Posted by : Al Barokah
Monday, 18 February 2019
Masih terngiang-ngiang
dalam ingatan kita ketika dulu zaman masih sekolah SD atau SMP, kita diajarkan
bahwa makna kalimat tauhid “laa ilaaha illallah” adalah “Tidak ada
Tuhan selain Allah”. Inilah makna yang selama ini terpatri dalam hati
sanubari kita tanpa sedikit pun kita berfikir tentang kebenaran makna tersebut.

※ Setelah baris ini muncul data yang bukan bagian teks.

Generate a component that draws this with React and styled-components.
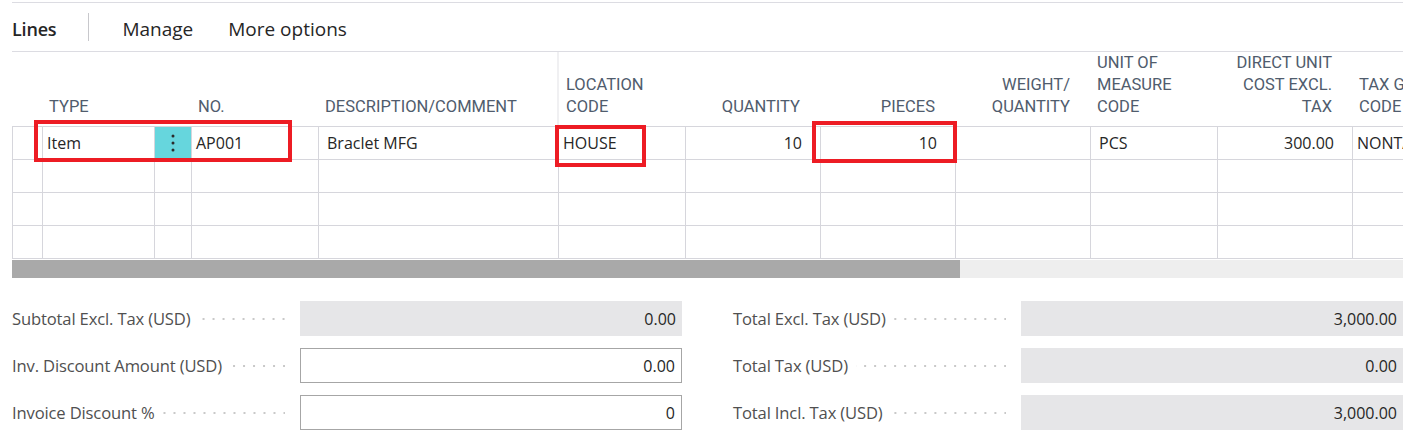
import React from "react";
import styled, { createGlobalStyle } from "styled-components";

const GlobalStyle = createGlobalStyle`
  html, body { margin: 0; padding: 0; background: #ffffff; }
  body { font-family: "Open Sans", "Noto Sans", sans-serif; color: #212121; }
  * { box-sizing: border-box; }
`;

const Page = styled.div`
  width: 1403px;
  padding: 2px 0 0 12px;
`;

const Toolbar = styled.div`
  display: flex;
  align-items: center;
  height: 50px;
  padding-top: 3px;
  border-top: 1px solid #dcdce2;
  border-bottom: 1px solid #dcdce2;
  font-size: 19px;
  color: #262626;
`;

const ToolTitle = styled.span`
  font-weight: 600;
  font-size: 18px;
  letter-spacing: -0.2px;
`;

const ToolSep = styled.span`
  width: 1px;
  height: 28px;
  background: #c8c8cc;
  margin: -3px 33px 0 32px;
`;

const ToolItem = styled.span`
  margin-right: 35px;
`;

const GridWrap = styled.div`
  position: relative;
  overflow: hidden;
  width: 1391px;
`;

const COLS = "30px 112px 37px 127px 240px 127px 135px 135px 135px 127px 135px 140px";

const HeaderRow = styled.div`
  display: grid;
  grid-template-columns: ${COLS};
  height: 74px;
`;

const HeadCell = styled.div`
  display: flex;
  align-items: flex-end;
  justify-content: ${(p) => (p.$right ? "flex-end" : "flex-start")};
  text-align: ${(p) => (p.$right ? "right" : "left")};
  padding: 0 ${(p) => (p.$right ? "20px" : "0")} 10px ${(p) => (p.$right ? "0" : "7px")};
  font-family: Roboto, "Noto Sans", sans-serif;
  font-size: 16.5px;
  line-height: 22px;
  color: #505c6d;
  white-space: nowrap;
  border-left: ${(p) => (p.$frozen ? "2px solid #f0f0f2" : "none")};
  margin-left: ${(p) => (p.$frozen ? "-1px" : "0")};
`;

const Body = styled.div`
  border-top: 1px solid #d6d6dc;
  border-left: 1px solid #d6d6dc;
`;

const Row = styled.div`
  display: grid;
  grid-template-columns: ${COLS};
  height: 33px;
  border-bottom: 1px solid #d6d6dc;
`;

const Cell = styled.div`
  display: flex;
  align-items: center;
  justify-content: ${(p) => (p.$right ? "flex-end" : "flex-start")};
  padding: 0 ${(p) => (p.$right ? "18px" : "0")} 0 ${(p) => (p.$right ? "0" : p.$pad || "8px")};
  border-right: 1px solid #d6d6dc;
  font-size: 16px;
  color: #262626;
  white-space: nowrap;
  overflow: hidden;
  background: ${(p) => (p.$accent ? "#66d6dd" : "transparent")};
`;

const EllipsisCell = styled(Cell)`
  justify-content: center;
  padding: 0;
`;

const Scrollbar = styled.div`
  height: 18px;
  margin-top: 1px;
  background: #eeeeee;
  display: flex;
`;

const Thumb = styled.div`
  width: 948px;
  background: #a9a9a9;
`;

const Highlight = styled.div`
  position: absolute;
  border: 4px solid #ed1c24;
  pointer-events: none;
`;

const Totals = styled.div`
  display: grid;
  grid-template-columns: 670px 670px;
  column-gap: 51px;
  row-gap: 12px;
  margin-top: 23px;
`;

const Field = styled.div`
  display: grid;
  grid-template-columns: 288px 1fr;
  height: 35px;
  align-items: center;
`;

const Label = styled.div`
  display: flex;
  align-items: center;
  padding-right: 15px;
  font-size: 16.6px;
  letter-spacing: -0.15px;
  color: #505050;
  white-space: nowrap;
`;

const Leader = styled.span`
  flex: 1;
  height: 2px;
  margin-left: 8px;
  background-image: linear-gradient(to left, #c9c9c9 2px, transparent 2px);
  background-size: 10px 2px;
  background-repeat: repeat-x;
  background-position: right center;
`;

const Value = styled.div`
  height: 35px;
  display: flex;
  align-items: center;
  justify-content: flex-end;
  padding-right: 6px;
  font-size: 16px;
  color: #262626;
  background: ${(p) => (p.$editable ? "#ffffff" : "#e6e6e8")};
  border: ${(p) => (p.$editable ? "1px solid #a6a6a6" : "none")};
`;

const VDots = () => (
  <svg width="4" height="18" viewBox="0 0 4 18">
    <circle cx="2" cy="2" r="1.5" fill="#2b2b2b" />
    <circle cx="2" cy="9" r="1.5" fill="#2b2b2b" />
    <circle cx="2" cy="16" r="1.5" fill="#2b2b2b" />
  </svg>
);

const headers = [
  { t: "" },
  { t: "TYPE" },
  { t: "" },
  { t: "NO." },
  { t: "DESCRIPTION/COMMENT" },
  { t: ["LOCATION", "CODE"], frozen: true },
  { t: "QUANTITY", right: true },
  { t: "PIECES", right: true },
  { t: ["WEIGHT/", "QUANTITY"], right: true },
  { t: ["UNIT OF", "MEASURE", "CODE"] },
  { t: ["DIRECT UNIT", "COST EXCL.", "TAX"], right: true },
  { t: ["TAX GROUP", "CODE"] },
];

const rightCols = [6, 7, 8, 10];

const firstRow = ["", "Item", null, "AP001", "Braclet MFG", "HOUSE", "10", "10", "", "PCS", "300.00", "NONTAXABLE"];
const inputCols = { 1: "4px", 3: "4px", 5: "4px", 11: "4px" };

const totalsLeft = [
  { l: "Subtotal Excl. Tax (USD)", v: "0.00" },
  { l: "Inv. Discount Amount (USD)", v: "0.00", e: true },
  { l: "Invoice Discount %", v: "0", e: true },
];
const totalsRight = [
  { l: "Total Excl. Tax (USD)", v: "3,000.00" },
  { l: "Total Tax (USD)", v: "0.00" },
  { l: "Total Incl. Tax (USD)", v: "3,000.00" },
];

const renderHead = (t) =>
  Array.isArray(t) ? (
    <span>
      {t.map((line, i) => (
        <React.Fragment key={i}>
          {line}
          {i < t.length - 1 && <br />}
        </React.Fragment>
      ))}
    </span>
  ) : (
    <span>{t}</span>
  );

export default function App() {
  const interleaved = [];
  for (let i = 0; i < 3; i++) {
    interleaved.push(totalsLeft[i], totalsRight[i]);
  }
  return (
    <Page>
      <GlobalStyle />
      <Toolbar>
        <ToolTitle>Lines</ToolTitle>
        <ToolSep />
        <ToolItem>Manage</ToolItem>
        <ToolItem>More options</ToolItem>
      </Toolbar>
      <GridWrap>
        <HeaderRow>
          {headers.map((h, i) => (
            <HeadCell key={i} $right={h.right} $frozen={h.frozen}>
              {renderHead(h.t)}
            </HeadCell>
          ))}
        </HeaderRow>
        <Body>
          <Row>
            {firstRow.map((v, i) =>
              i === 2 ? (
                <EllipsisCell key={i} $accent>
                  <VDots />
                </EllipsisCell>
              ) : (
                <Cell key={i} $right={rightCols.includes(i)} $pad={inputCols[i]}>
                  {v}
                </Cell>
              )
            )}
          </Row>
          {[0, 1, 2].map((r) => (
            <Row key={r}>
              {firstRow.map((_, i) => (
                <Cell key={i} />
              ))}
            </Row>
          ))}
        </Body>
        <Scrollbar>
          <Thumb />
        </Scrollbar>
        <Highlight style={{ left: 22, top: 68, width: 258, height: 42 }} />
        <Highlight style={{ left: 543, top: 73, width: 91, height: 42 }} />
        <Highlight style={{ left: 800, top: 69, width: 145, height: 42 }} />
      </GridWrap>
      <Totals>
        {interleaved.map((f, i) => (
          <Field key={i}>
            <Label>
              {f.l}
              <Leader />
            </Label>
            <Value $editable={f.e}>{f.v}</Value>
          </Field>
        ))}
      </Totals>
    </Page>
  );
}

Karena memang itulah yang diajarkan oleh guru-guru kita pada saat masih sekolah
dulu dan yang tertulis atau tercetak dalam buku-buku pelajaran agama kita.
Kesalahpahaman ini tidak
hanya dialami oleh masyarakat awam, bahkan orang-orang yang dikenal sebagai
“cendekiawan” muslim pun salah paham tentang makna kalimat tauhid ini.
Buktinya, di antara mereka ada yang mengartikan “laa ilaaha illallah” sebagai
“Tidak ada tuhan (“t” kecil) selain Tuhan (“t” besar)”.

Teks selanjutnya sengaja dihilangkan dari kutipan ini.